Leaving out the pictures, retype all the material exactly.
═════ SOURCE MATERIAL ═════
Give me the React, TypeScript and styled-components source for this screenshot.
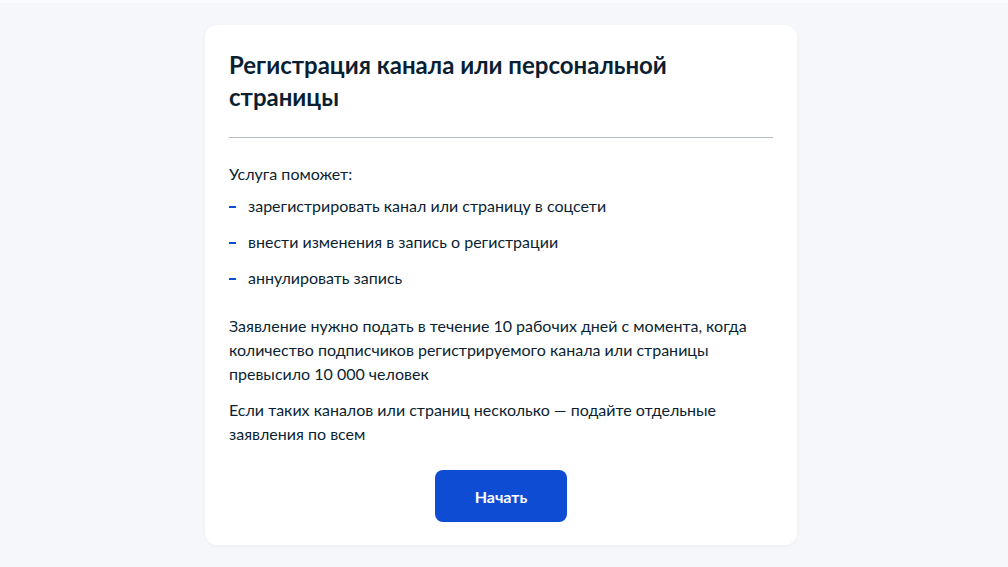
import React, { FC } from 'react';
import styled, { createGlobalStyle } from 'styled-components';

const GlobalStyle = createGlobalStyle`
  html, body {
    margin: 0;
    padding: 0;
    background: #f5f7fa;
    font-family: Lato, 'Open Sans', Arial, sans-serif;
    color: #0b1f33;
  }
  * {
    box-sizing: border-box;
  }
`;

const services = [
  'зарегистрировать канал или страницу в соцсети',
  'внести изменения в запись о регистрации',
  'аннулировать запись',
];

const App: FC = () => (
  <>
    <GlobalStyle />
    <Page>
      <TopStrip />
      <Main>
        <Card>
          <Title>Регистрация канала или персональной страницы</Title>
          <Divider />
          <Lead>Услуга поможет:</Lead>
          <List>
            {services.map(item => (
              <Item key={item}>{item}</Item>
            ))}
          </List>
          <Paragraph>
            Заявление нужно подать в течение 10 рабочих дней с момента, когда количество
            подписчиков регистрируемого канала или страницы превысило 10&nbsp;000 человек
          </Paragraph>
          <Paragraph>
            Если таких каналов или страниц несколько — подайте отдельные заявления по всем
          </Paragraph>
          <Actions>
            <Button type="button">Начать</Button>
          </Actions>
        </Card>
      </Main>
    </Page>
  </>
);

export default App;

const Page = styled.div`
  min-height: 567px;
  background: #f5f7fa;
`;

const TopStrip = styled.div`
  height: 3px;
  background: #fbfcfd;
`;

const Main = styled.main`
  display: flex;
  justify-content: center;
  padding: 22px 6px 0 0;
`;

const Card = styled.section`
  width: 592px;
  background: #ffffff;
  border-radius: 12px;
  box-shadow: 0 1px 4px rgba(11, 31, 51, 0.04);
  padding: 24px 24px 23px;
`;

const Title = styled.h1`
  margin: 0;
  font-size: 24px;
  line-height: 32px;
  font-weight: 700;
  color: #0b1f33;
  max-width: 460px;
`;

const Divider = styled.hr`
  margin: 24px 0;
  border: 0;
  height: 1px;
  background: #b2bac2;
`;

const Lead = styled.p`
  margin: 0;
  font-size: 16px;
  line-height: 24px;
`;

const List = styled.ul`
  list-style: none;
  margin: 8px 0 0;
  padding: 0;
  display: flex;
  flex-direction: column;
  gap: 12px;
`;

const Item = styled.li`
  position: relative;
  padding-left: 19px;
  font-size: 16px;
  line-height: 24px;

  &::before {
    content: '';
    position: absolute;
    left: 0;
    top: 12px;
    width: 7px;
    height: 2px;
    background: #0d4cd3;
  }
`;

const Paragraph = styled.p`
  margin: 24px 0 0;
  font-size: 16px;
  line-height: 24px;

  & + & {
    margin-top: 12px;
  }
`;

const Actions = styled.div`
  display: flex;
  justify-content: center;
  margin-top: 24px;
`;

const Button = styled.button`
  width: 132px;
  height: 52px;
  border: 0;
  border-radius: 8px;
  background: #0d4cd3;
  color: #ffffff;
  font-family: Lato, 'Open Sans', Arial, sans-serif;
  font-size: 16px;
  font-weight: 700;
  cursor: pointer;
`;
═════
- COMPLETE RESPONSE:
Give me the React, TypeScript and styled-components source for this screenshot.
import React, { FC } from 'react';
import styled, { createGlobalStyle } from 'styled-components';

const GlobalStyle = createGlobalStyle`
  html, body {
    margin: 0;
    padding: 0;
    background: #f5f7fa;
    font-family: Lato, 'Open Sans', Arial, sans-serif;
    color: #0b1f33;
  }
  * {
    box-sizing: border-box;
  }
`;

const services = [
  'зарегистрировать канал или страницу в соцсети',
  'внести изменения в запись о регистрации',
  'аннулировать запись',
];

const App: FC = () => (
  <>
    <GlobalStyle />
    <Page>
      <TopStrip />
      <Main>
        <Card>
          <Title>Регистрация канала или персональной страницы</Title>
          <Divider />
          <Lead>Услуга поможет:</Lead>
          <List>
            {services.map(item => (
              <Item key={item}>{item}</Item>
            ))}
          </List>
          <Paragraph>
            Заявление нужно подать в течение 10 рабочих дней с момента, когда количество
            подписчиков регистрируемого канала или страницы превысило 10&nbsp;000 человек
          </Paragraph>
          <Paragraph>
            Если таких каналов или страниц несколько — подайте отдельные заявления по всем
          </Paragraph>
          <Actions>
            <Button type="button">Начать</Button>
          </Actions>
        </Card>
      </Main>
    </Page>
  </>
);

export default App;

const Page = styled.div`
  min-height: 567px;
  background: #f5f7fa;
`;

const TopStrip = styled.div`
  height: 3px;
  background: #fbfcfd;
`;

const Main = styled.main`
  display: flex;
  justify-content: center;
  padding: 22px 6px 0 0;
`;

const Card = styled.section`
  width: 592px;
  background: #ffffff;
  border-radius: 12px;
  box-shadow: 0 1px 4px rgba(11, 31, 51, 0.04);
  padding: 24px 24px 23px;
`;

const Title = styled.h1`
  margin: 0;
  font-size: 24px;
  line-height: 32px;
  font-weight: 700;
  color: #0b1f33;
  max-width: 460px;
`;

const Divider = styled.hr`
  margin: 24px 0;
  border: 0;
  height: 1px;
  background: #b2bac2;
`;

const Lead = styled.p`
  margin: 0;
  font-size: 16px;
  line-height: 24px;
`;

const List = styled.ul`
  list-style: none;
  margin: 8px 0 0;
  padding: 0;
  display: flex;
  flex-direction: column;
  gap: 12px;
`;

const Item = styled.li`
  position: relative;
  padding-left: 19px;
  font-size: 16px;
  line-height: 24px;

  &::before {
    content: '';
    position: absolute;
    left: 0;
    top: 12px;
    width: 7px;
    height: 2px;
    background: #0d4cd3;
  }
`;

const Paragraph = styled.p`
  margin: 24px 0 0;
  font-size: 16px;
  line-height: 24px;

  & + & {
    margin-top: 12px;
  }
`;

const Actions = styled.div`
  display: flex;
  justify-content: center;
  margin-top: 24px;
`;

const Button = styled.button`
  width: 132px;
  height: 52px;
  border: 0;
  border-radius: 8px;
  background: #0d4cd3;
  color: #ffffff;
  font-family: Lato, 'Open Sans', Arial, sans-serif;
  font-size: 16px;
  font-weight: 700;
  cursor: pointer;
`;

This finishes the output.